- Native to: Australia
- Region: New South Wales
- Ethnicity: Barranbinya
- Extinct: 1979, with the death of Emily Margaret Horneville
- Language family: Pama–Nyungan Southeastern?Central New South Wales?MuruwaricBarranbinja; ; ; ;

Language codes
- ISO 639-3: (covered by zmu Muruwari)
- Glottolog: barr1252
- AIATSIS: D26
- Barranbinja (green) among other Pama–Nyungan languages (tan)

= Barranbinja language =

Extinct Australian Aboriginal language

Barranbinja or Barrabinya is an extinct Australian Aboriginal language of New South Wales. The last speaker was probably Emily Margaret Horneville (d. 1979), who was recorded by Lynette Oates who then published a short description of it. It had also been recorded by R.H. Mathews along with Muruwari, though not all items in his wordlist were recognised by Horneville. Both Mathews and Oates conclude that Barranbinya and Muruwari were in a dialect relation.

== Classification ==
Lynette Oates' work on Muruwari and Barranbinya gives a cognate count of 44% between the two varieties, concluding that both were likely in a dialect relation. R.H. Mathews (1903), who recorded both Muruwari and Barranbinya, also commented that besides vocabulary differences, the grammar of both Muruwari and Barranbinya were essentially the same.

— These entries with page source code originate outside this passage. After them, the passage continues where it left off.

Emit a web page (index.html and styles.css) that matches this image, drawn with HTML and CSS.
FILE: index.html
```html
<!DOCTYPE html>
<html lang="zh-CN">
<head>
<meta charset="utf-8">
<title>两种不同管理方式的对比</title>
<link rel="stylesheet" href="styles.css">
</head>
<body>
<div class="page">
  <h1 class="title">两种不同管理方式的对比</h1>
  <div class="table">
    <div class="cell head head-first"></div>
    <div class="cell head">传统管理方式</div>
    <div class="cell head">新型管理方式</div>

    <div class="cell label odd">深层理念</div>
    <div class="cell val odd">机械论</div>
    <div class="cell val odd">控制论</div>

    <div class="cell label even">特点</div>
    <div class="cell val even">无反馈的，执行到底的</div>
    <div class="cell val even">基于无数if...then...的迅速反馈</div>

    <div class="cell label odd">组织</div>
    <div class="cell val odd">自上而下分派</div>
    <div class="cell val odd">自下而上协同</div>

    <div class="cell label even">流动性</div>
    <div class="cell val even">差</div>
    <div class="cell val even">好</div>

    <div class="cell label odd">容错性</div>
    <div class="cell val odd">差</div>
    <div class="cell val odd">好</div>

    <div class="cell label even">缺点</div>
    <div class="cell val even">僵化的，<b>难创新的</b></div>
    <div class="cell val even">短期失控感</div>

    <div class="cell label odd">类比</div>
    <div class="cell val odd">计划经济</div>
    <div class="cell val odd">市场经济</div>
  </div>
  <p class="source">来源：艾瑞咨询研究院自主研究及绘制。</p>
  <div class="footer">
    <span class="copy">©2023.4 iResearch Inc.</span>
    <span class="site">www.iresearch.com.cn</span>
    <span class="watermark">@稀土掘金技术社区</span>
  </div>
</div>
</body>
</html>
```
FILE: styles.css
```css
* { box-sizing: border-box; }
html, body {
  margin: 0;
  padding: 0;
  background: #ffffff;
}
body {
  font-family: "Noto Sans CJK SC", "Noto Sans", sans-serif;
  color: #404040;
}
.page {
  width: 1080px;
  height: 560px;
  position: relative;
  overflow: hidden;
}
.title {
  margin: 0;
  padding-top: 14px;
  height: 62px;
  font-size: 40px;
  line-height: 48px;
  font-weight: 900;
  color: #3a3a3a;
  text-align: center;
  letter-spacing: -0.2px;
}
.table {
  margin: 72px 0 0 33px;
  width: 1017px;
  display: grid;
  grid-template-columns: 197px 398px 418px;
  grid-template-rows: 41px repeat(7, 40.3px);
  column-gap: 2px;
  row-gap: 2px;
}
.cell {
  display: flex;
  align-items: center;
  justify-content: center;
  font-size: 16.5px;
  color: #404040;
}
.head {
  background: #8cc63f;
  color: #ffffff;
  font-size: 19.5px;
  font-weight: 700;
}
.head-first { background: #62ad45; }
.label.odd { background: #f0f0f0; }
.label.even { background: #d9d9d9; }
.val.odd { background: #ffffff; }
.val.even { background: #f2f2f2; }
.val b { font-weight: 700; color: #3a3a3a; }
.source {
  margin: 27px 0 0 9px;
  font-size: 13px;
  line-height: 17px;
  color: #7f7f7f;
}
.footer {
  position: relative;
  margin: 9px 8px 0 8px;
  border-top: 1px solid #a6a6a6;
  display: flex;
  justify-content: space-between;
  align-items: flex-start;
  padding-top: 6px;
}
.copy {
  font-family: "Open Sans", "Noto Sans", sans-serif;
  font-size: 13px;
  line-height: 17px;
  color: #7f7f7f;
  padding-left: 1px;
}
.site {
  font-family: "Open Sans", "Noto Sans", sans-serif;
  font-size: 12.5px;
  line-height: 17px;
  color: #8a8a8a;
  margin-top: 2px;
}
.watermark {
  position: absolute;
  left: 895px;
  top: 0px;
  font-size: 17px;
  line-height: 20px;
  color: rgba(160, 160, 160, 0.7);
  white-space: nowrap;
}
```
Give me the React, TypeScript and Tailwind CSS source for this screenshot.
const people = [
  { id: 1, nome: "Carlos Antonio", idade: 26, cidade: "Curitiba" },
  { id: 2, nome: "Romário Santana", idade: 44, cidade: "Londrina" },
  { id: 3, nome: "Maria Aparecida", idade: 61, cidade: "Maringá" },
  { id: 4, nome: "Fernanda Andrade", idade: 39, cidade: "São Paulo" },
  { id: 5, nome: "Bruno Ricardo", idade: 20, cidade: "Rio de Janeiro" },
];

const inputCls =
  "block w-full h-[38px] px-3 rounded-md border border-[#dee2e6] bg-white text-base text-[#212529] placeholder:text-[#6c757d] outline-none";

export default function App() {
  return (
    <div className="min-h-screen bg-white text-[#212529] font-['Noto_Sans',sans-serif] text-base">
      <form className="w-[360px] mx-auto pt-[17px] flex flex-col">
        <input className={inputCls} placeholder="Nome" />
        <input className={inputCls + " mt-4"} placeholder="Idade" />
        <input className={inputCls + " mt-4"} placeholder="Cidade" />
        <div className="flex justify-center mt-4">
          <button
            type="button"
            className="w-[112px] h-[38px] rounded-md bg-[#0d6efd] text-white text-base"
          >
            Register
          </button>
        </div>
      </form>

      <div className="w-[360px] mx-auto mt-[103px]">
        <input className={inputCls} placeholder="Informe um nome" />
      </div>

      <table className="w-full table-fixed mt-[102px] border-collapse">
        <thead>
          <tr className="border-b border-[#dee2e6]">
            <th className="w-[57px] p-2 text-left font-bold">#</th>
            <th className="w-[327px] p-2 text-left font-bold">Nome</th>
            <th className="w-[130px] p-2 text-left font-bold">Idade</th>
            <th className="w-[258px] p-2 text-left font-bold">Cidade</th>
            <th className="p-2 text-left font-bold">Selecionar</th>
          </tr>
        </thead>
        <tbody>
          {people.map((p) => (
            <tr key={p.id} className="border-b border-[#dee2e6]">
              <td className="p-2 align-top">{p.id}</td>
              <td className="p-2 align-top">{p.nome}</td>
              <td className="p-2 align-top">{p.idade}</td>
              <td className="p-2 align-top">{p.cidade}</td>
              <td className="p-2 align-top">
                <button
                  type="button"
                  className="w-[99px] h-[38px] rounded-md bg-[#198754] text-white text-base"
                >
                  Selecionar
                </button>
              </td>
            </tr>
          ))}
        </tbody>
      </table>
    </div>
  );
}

Together, Muruwari and Barranbinya form an isolate group within the Pama-Nyungan language family, and were very different in many respects from their geographic neighbours (which belong to many different Pama-Nyungan subgroups). For more information, see the description for Muruwari.

==Phonology==
===Phonemic inventory===

The phonemic inventory is very similar to Muruwari, although the relative paucity of data means that the status of many phonemes is not clear (in round brackets).

Consonant phonemes
|  | Peripheral |  | Apical |  | Laminal |  |
| Velar | Labial | Retroflex | Alveolar | Palatal | Dental |
| Stops | ⟨g⟩ /k/ | ⟨b⟩ /p/ | ⟨rd⟩* /ʈ/ | ⟨d⟩ /t/ | ⟨dy⟩* /c/ | ⟨dh⟩ /t̪/ |
| Nasals | ⟨ng⟩ /ŋ/ | ⟨m⟩ /m/ | ⟨rn⟩* /ɳ/ | ⟨n⟩ /n/ | ⟨ny⟩* /ɲ/ | ⟨nh⟩ /n̪/ |
| Laterals |  |  | (⟨rl⟩* /ɭ/) | ⟨l⟩* /l/ | (⟨ly⟩* /ʎ/) | (⟨lh⟩* /l̪/) |
| Rhotics |  |  | ⟨r⟩* /ɻ/ | (⟨R⟩* /ɾ/) |  |  |
⟨rr⟩* /r/
| Semivowels |  | ⟨w⟩ /w/ |  |  | ⟨y⟩ /j/ |  |

All phonemes except those with a star (*) may be word-initial.

Vowel phonemes
|  | Front | Central | Back |
|---|---|---|---|
| High | ⟨i⟩ /i/, ⟨ii⟩ /iː/ |  | ⟨u⟩ /u/, ⟨uu⟩ /uː/ |
| Low |  | ⟨a⟩ /a/, ⟨aa⟩ /aː/ |  |

===Phonotactics===
Nearly all words end in a vowel, though there are some rare occurrences of word-final -ny and -n, which is in stark contrast with neighbouring Muruwari and Ngiyambaa, where word-final nasals and approximants are very common. Oates speculates that this may be the result of influence from Paakantyi and other western languages, which also display a preference for word-final vowels.